** Collected material **
------

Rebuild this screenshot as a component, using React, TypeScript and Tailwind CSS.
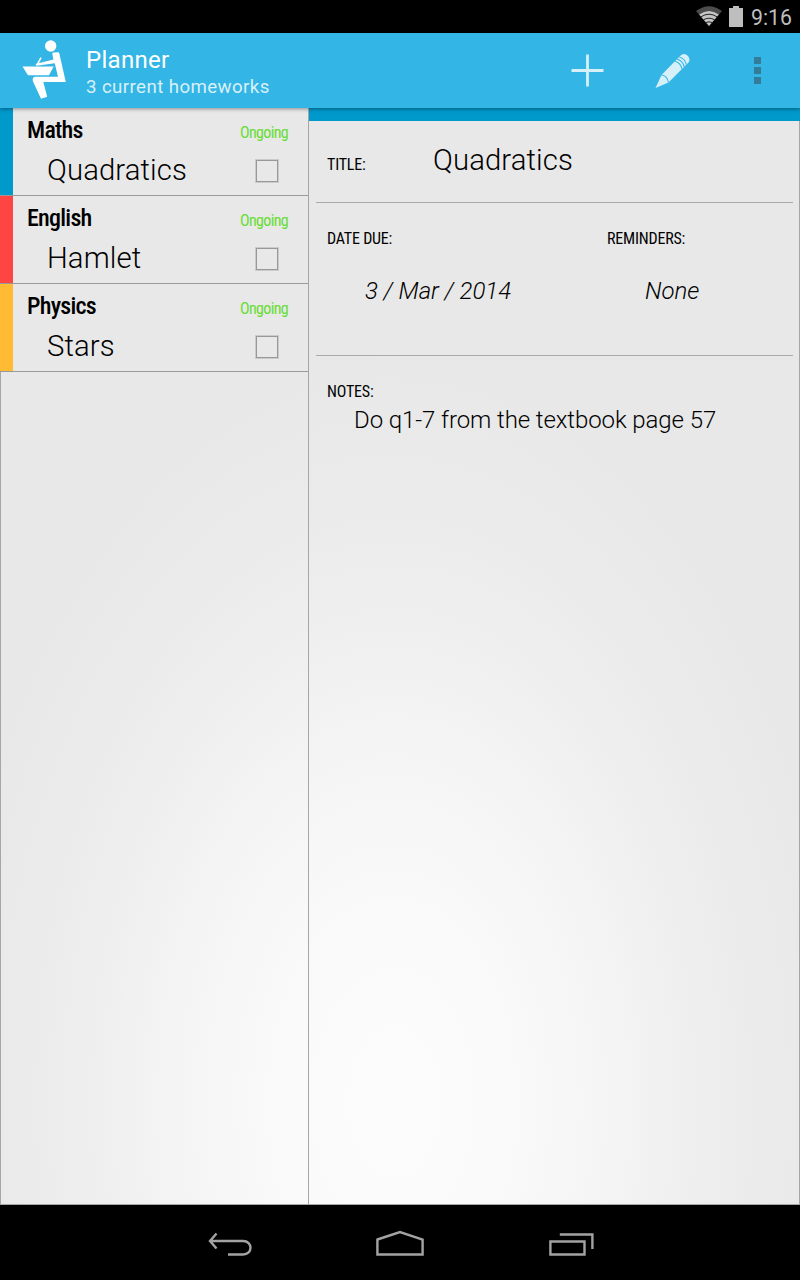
import React from "react";

const homeworks = [
  { subject: "Maths", title: "Quadratics", status: "Ongoing", color: "bg-[#0099cc]" },
  { subject: "English", title: "Hamlet", status: "Ongoing", color: "bg-[#ff4444]" },
  { subject: "Physics", title: "Stars", status: "Ongoing", color: "bg-[#ffbb33]" },
];

const StatusBar = () => (
  <div className="flex h-[33px] items-center justify-end bg-black pr-2 text-[#bebebe]">
    <svg width="26" height="20" viewBox="0 0 26 20" className="mt-[-1px] mr-[7px]">
      <path d="M0 5Q13 -4.6 26 5L13 20Z" fill="#4c4c4c" />
      <path d="M3.2 8.6Q13 1.2 22.8 8.6L13 20Z" fill="#c4c4c4" />
      <path d="M5 10.8Q13 5.6 21 10.8M7.4 13.8Q13 10.6 18.6 13.8M9.6 16.6Q13 15 16.4 16.6" fill="none" stroke="#111" strokeWidth="0.9" />
    </svg>
    <svg width="14" height="21" viewBox="0 0 14 21" className="mt-[-1px] mr-2" fill="#bebebe">
      <path d="M0 2H4V0H10V2H14V21H0Z" />
    </svg>
    <span className="pt-px text-[21.3px] leading-[33px]">9:16</span>
  </div>
);

const Header = () => (
  <header className="relative z-10 flex h-[75px] bg-[#33b5e5] shadow-[0_1px_4px_rgba(0,0,0,0.4)]">
    <svg width="46" height="62" viewBox="0 0 46 62" className="mt-[6px] ml-[22px] shrink-0" fill="#fff">
      <circle cx="28.7" cy="7" r="5.7" />
      <path d="M0.5 27.4H31.7L27 36.2H6Z" />
      <path d="M30.3 14.5Q30.3 13.6 31.3 13.6L36 13.2Q37 13.2 37.2 14L43.8 43H21.3L25.2 57.8L19 59.8L10.8 42Q10 38 13.5 37.8H36L32.7 24.2L14.5 26.8L13.5 25L31.4 20.6Z" />
      <path d="M19 18.6L15.2 25.6" stroke="#fff" strokeWidth="1.6" />
    </svg>
    <div className="ml-[18px] grow">
      <h1 className="mt-[13px] text-2xl leading-7 tracking-[0.3px] text-white">Planner</h1>
      <p className="text-[18.7px] leading-[26px] tracking-[0.4px] text-[#d8f0fa]">3 current homeworks</p>
    </div>
    <svg width="33" height="33" viewBox="0 0 33 33" className="mt-[21px] mr-[51px]">
      <path d="M16.5 0.5V32.5M0.5 16.5H32.5" stroke="#d6f0fa" strokeWidth="2.8" />
    </svg>
    <svg width="35" height="36" viewBox="0 0 35 36" className="mt-5 mr-16">
      <path d="M0.5 35L6.5 22L25 3Q29 -1 33 3Q36 7 33 10L13.5 29.5Z" fill="#d6f0fa" />
      <path d="M6.5 22Q12 22.5 13.5 29.5M19.2 7.8Q26 10 27 16M21.4 5.8Q28 7.8 29.2 13.8M23.6 3.8Q30 5.4 31.4 11.6" fill="none" stroke="#33b5e5" strokeWidth="1.1" />
    </svg>
    <div className="mt-6 mr-[39px] flex flex-col gap-[3px]">
      {[0, 1, 2].map((i) => (
        <div key={i} className="h-[7px] w-[7px] bg-[#337d9b]" />
      ))}
    </div>
  </header>
);

const HomeworkList = () => (
  <aside className="w-[309px] shrink-0 border-r border-b border-[#a6a6a6]">
    {homeworks.map((hw) => (
      <div key={hw.subject} className="flex h-[88px] border-b border-[#999]">
        <div className={`w-[13px] ${hw.color}`} />
        <div className="grow pt-[7px] pr-5 pl-[14px]">
          <div className="flex h-[30px] justify-between">
            <span className="text-2xl leading-[30px] font-[480] tracking-[-0.75px] [font-stretch:75%]">{hw.subject}</span>
            <span className="pt-[3px] text-base leading-[30px] tracking-[-0.65px] text-[#66dd33] [font-stretch:75%]">{hw.status}</span>
          </div>
          <div className="flex justify-between pr-[10px] pl-5">
            <span className="text-[29.3px] leading-[50px] font-light tracking-[0.1px]">{hw.title}</span>
            <div className="mt-[15px] h-[22px] w-[22px] border border-[#999] shadow-[0_0_0_1px_rgba(0,0,0,0.12)]" />
          </div>
        </div>
      </div>
    ))}
    <div className="h-[832px] border-l border-[#a6a6a6]" />
  </aside>
);

const Label = ({ children }: { children: React.ReactNode }) => (
  <div className="text-base leading-5 tracking-[-0.2px] [font-stretch:75%]">{children}</div>
);

const Details = () => (
  <main className="grow border-r border-b border-[#a6a6a6]">
    <div className="-mr-px h-[13px] bg-[#0099cc]" />
    <div className="mr-[6px] ml-[7px]">
      <section className="flex h-[82px] border-b border-[#aaa] pl-[11px]">
        <div className="w-[106px] pt-[34px]">
          <Label>TITLE:</Label>
        </div>
        <div className="pt-[14px] text-[29.3px] leading-[50px] font-light tracking-[0.1px]">Quadratics</div>
      </section>
      <section className="flex h-[153px] border-b border-[#aaa] pt-[26px] pl-[11px]">
        <div className="w-[280px]">
          <Label>DATE DUE:</Label>
          <p className="mt-[17px] ml-[38px] text-2xl leading-[50px] font-light tracking-[-0.05px] italic">3 / Mar / 2014</p>
        </div>
        <div>
          <Label>REMINDERS:</Label>
          <p className="mt-[17px] ml-[38px] text-2xl leading-[50px] font-light tracking-[-0.05px] italic">None</p>
        </div>
      </section>
      <section className="pt-[26px] pl-[11px]">
        <Label>NOTES:</Label>
        <p className="mt-[3px] ml-[27px] text-2xl leading-[30px] font-light tracking-[-0.09px]">Do q1-7 from the textbook page 57</p>
      </section>
    </div>
  </main>
);

const NavBar = () => (
  <nav className="flex h-[75px] bg-black pt-[25px] pl-[207px]">
    <svg width="46" height="32" viewBox="0 0 46 32" fill="none" stroke="#a3a3a3" strokeWidth="2.4">
      <path d="M9.5 3.5L3 11L9.5 18.5M3 11H36C46 11 46 24.5 36 24.5H21" />
    </svg>
    <svg width="50" height="32" viewBox="0 0 50 32" className="mr-[123px] ml-[122px]" fill="none" stroke="#a3a3a3" strokeWidth="2.4">
      <path d="M2.4 9.5L25 2L47.6 9.5V24.5H2.4Z" />
    </svg>
    <svg width="46" height="32" viewBox="0 0 46 32" fill="none" stroke="#a3a3a3" strokeWidth="2.4">
      <path d="M2.4 11.5H36.5V24.5H2.4ZM11.8 4.5H44.4V19" />
    </svg>
  </nav>
);

export default function App() {
  return (
    <div className="h-[1280px] w-[800px] overflow-hidden bg-black font-[Roboto,sans-serif] text-black">
      <StatusBar />
      <Header />
      <div className="flex h-[1097px] bg-[radial-gradient(ellipse_460px_750px_at_393px_994px,#fcfcfc_0%,#fbfbfb_15%,#f9f9f9_28%,#f6f6f6_41%,#f3f3f3_52%,#efefef_64%,#ebebeb_80%,#e8e8e8_100%)]">
        <HomeworkList />
        <Details />
      </div>
      <NavBar />
    </div>
  );
}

------

** Written instruction **
Every line above should be returned word for word, with the pictures left behind.

** Completed exercise **
Rebuild this screenshot as a component, using React, TypeScript and Tailwind CSS.
import React from "react";

const homeworks = [
  { subject: "Maths", title: "Quadratics", status: "Ongoing", color: "bg-[#0099cc]" },
  { subject: "English", title: "Hamlet", status: "Ongoing", color: "bg-[#ff4444]" },
  { subject: "Physics", title: "Stars", status: "Ongoing", color: "bg-[#ffbb33]" },
];

const StatusBar = () => (
  <div className="flex h-[33px] items-center justify-end bg-black pr-2 text-[#bebebe]">
    <svg width="26" height="20" viewBox="0 0 26 20" className="mt-[-1px] mr-[7px]">
      <path d="M0 5Q13 -4.6 26 5L13 20Z" fill="#4c4c4c" />
      <path d="M3.2 8.6Q13 1.2 22.8 8.6L13 20Z" fill="#c4c4c4" />
      <path d="M5 10.8Q13 5.6 21 10.8M7.4 13.8Q13 10.6 18.6 13.8M9.6 16.6Q13 15 16.4 16.6" fill="none" stroke="#111" strokeWidth="0.9" />
    </svg>
    <svg width="14" height="21" viewBox="0 0 14 21" className="mt-[-1px] mr-2" fill="#bebebe">
      <path d="M0 2H4V0H10V2H14V21H0Z" />
    </svg>
    <span className="pt-px text-[21.3px] leading-[33px]">9:16</span>
  </div>
);

const Header = () => (
  <header className="relative z-10 flex h-[75px] bg-[#33b5e5] shadow-[0_1px_4px_rgba(0,0,0,0.4)]">
    <svg width="46" height="62" viewBox="0 0 46 62" className="mt-[6px] ml-[22px] shrink-0" fill="#fff">
      <circle cx="28.7" cy="7" r="5.7" />
      <path d="M0.5 27.4H31.7L27 36.2H6Z" />
      <path d="M30.3 14.5Q30.3 13.6 31.3 13.6L36 13.2Q37 13.2 37.2 14L43.8 43H21.3L25.2 57.8L19 59.8L10.8 42Q10 38 13.5 37.8H36L32.7 24.2L14.5 26.8L13.5 25L31.4 20.6Z" />
      <path d="M19 18.6L15.2 25.6" stroke="#fff" strokeWidth="1.6" />
    </svg>
    <div className="ml-[18px] grow">
      <h1 className="mt-[13px] text-2xl leading-7 tracking-[0.3px] text-white">Planner</h1>
      <p className="text-[18.7px] leading-[26px] tracking-[0.4px] text-[#d8f0fa]">3 current homeworks</p>
    </div>
    <svg width="33" height="33" viewBox="0 0 33 33" className="mt-[21px] mr-[51px]">
      <path d="M16.5 0.5V32.5M0.5 16.5H32.5" stroke="#d6f0fa" strokeWidth="2.8" />
    </svg>
    <svg width="35" height="36" viewBox="0 0 35 36" className="mt-5 mr-16">
      <path d="M0.5 35L6.5 22L25 3Q29 -1 33 3Q36 7 33 10L13.5 29.5Z" fill="#d6f0fa" />
      <path d="M6.5 22Q12 22.5 13.5 29.5M19.2 7.8Q26 10 27 16M21.4 5.8Q28 7.8 29.2 13.8M23.6 3.8Q30 5.4 31.4 11.6" fill="none" stroke="#33b5e5" strokeWidth="1.1" />
    </svg>
    <div className="mt-6 mr-[39px] flex flex-col gap-[3px]">
      {[0, 1, 2].map((i) => (
        <div key={i} className="h-[7px] w-[7px] bg-[#337d9b]" />
      ))}
    </div>
  </header>
);

const HomeworkList = () => (
  <aside className="w-[309px] shrink-0 border-r border-b border-[#a6a6a6]">
    {homeworks.map((hw) => (
      <div key={hw.subject} className="flex h-[88px] border-b border-[#999]">
        <div className={`w-[13px] ${hw.color}`} />
        <div className="grow pt-[7px] pr-5 pl-[14px]">
          <div className="flex h-[30px] justify-between">
            <span className="text-2xl leading-[30px] font-[480] tracking-[-0.75px] [font-stretch:75%]">{hw.subject}</span>
            <span className="pt-[3px] text-base leading-[30px] tracking-[-0.65px] text-[#66dd33] [font-stretch:75%]">{hw.status}</span>
          </div>
          <div className="flex justify-between pr-[10px] pl-5">
            <span className="text-[29.3px] leading-[50px] font-light tracking-[0.1px]">{hw.title}</span>
            <div className="mt-[15px] h-[22px] w-[22px] border border-[#999] shadow-[0_0_0_1px_rgba(0,0,0,0.12)]" />
          </div>
        </div>
      </div>
    ))}
    <div className="h-[832px] border-l border-[#a6a6a6]" />
  </aside>
);

const Label = ({ children }: { children: React.ReactNode }) => (
  <div className="text-base leading-5 tracking-[-0.2px] [font-stretch:75%]">{children}</div>
);

const Details = () => (
  <main className="grow border-r border-b border-[#a6a6a6]">
    <div className="-mr-px h-[13px] bg-[#0099cc]" />
    <div className="mr-[6px] ml-[7px]">
      <section className="flex h-[82px] border-b border-[#aaa] pl-[11px]">
        <div className="w-[106px] pt-[34px]">
          <Label>TITLE:</Label>
        </div>
        <div className="pt-[14px] text-[29.3px] leading-[50px] font-light tracking-[0.1px]">Quadratics</div>
      </section>
      <section className="flex h-[153px] border-b border-[#aaa] pt-[26px] pl-[11px]">
        <div className="w-[280px]">
          <Label>DATE DUE:</Label>
          <p className="mt-[17px] ml-[38px] text-2xl leading-[50px] font-light tracking-[-0.05px] italic">3 / Mar / 2014</p>
        </div>
        <div>
          <Label>REMINDERS:</Label>
          <p className="mt-[17px] ml-[38px] text-2xl leading-[50px] font-light tracking-[-0.05px] italic">None</p>
        </div>
      </section>
      <section className="pt-[26px] pl-[11px]">
        <Label>NOTES:</Label>
        <p className="mt-[3px] ml-[27px] text-2xl leading-[30px] font-light tracking-[-0.09px]">Do q1-7 from the textbook page 57</p>
      </section>
    </div>
  </main>
);

const NavBar = () => (
  <nav className="flex h-[75px] bg-black pt-[25px] pl-[207px]">
    <svg width="46" height="32" viewBox="0 0 46 32" fill="none" stroke="#a3a3a3" strokeWidth="2.4">
      <path d="M9.5 3.5L3 11L9.5 18.5M3 11H36C46 11 46 24.5 36 24.5H21" />
    </svg>
    <svg width="50" height="32" viewBox="0 0 50 32" className="mr-[123px] ml-[122px]" fill="none" stroke="#a3a3a3" strokeWidth="2.4">
      <path d="M2.4 9.5L25 2L47.6 9.5V24.5H2.4Z" />
    </svg>
    <svg width="46" height="32" viewBox="0 0 46 32" fill="none" stroke="#a3a3a3" strokeWidth="2.4">
      <path d="M2.4 11.5H36.5V24.5H2.4ZM11.8 4.5H44.4V19" />
    </svg>
  </nav>
);

export default function App() {
  return (
    <div className="h-[1280px] w-[800px] overflow-hidden bg-black font-[Roboto,sans-serif] text-black">
      <StatusBar />
      <Header />
      <div className="flex h-[1097px] bg-[radial-gradient(ellipse_460px_750px_at_393px_994px,#fcfcfc_0%,#fbfbfb_15%,#f9f9f9_28%,#f6f6f6_41%,#f3f3f3_52%,#efefef_64%,#ebebeb_80%,#e8e8e8_100%)]">
        <HomeworkList />
        <Details />
      </div>
      <NavBar />
    </div>
  );
}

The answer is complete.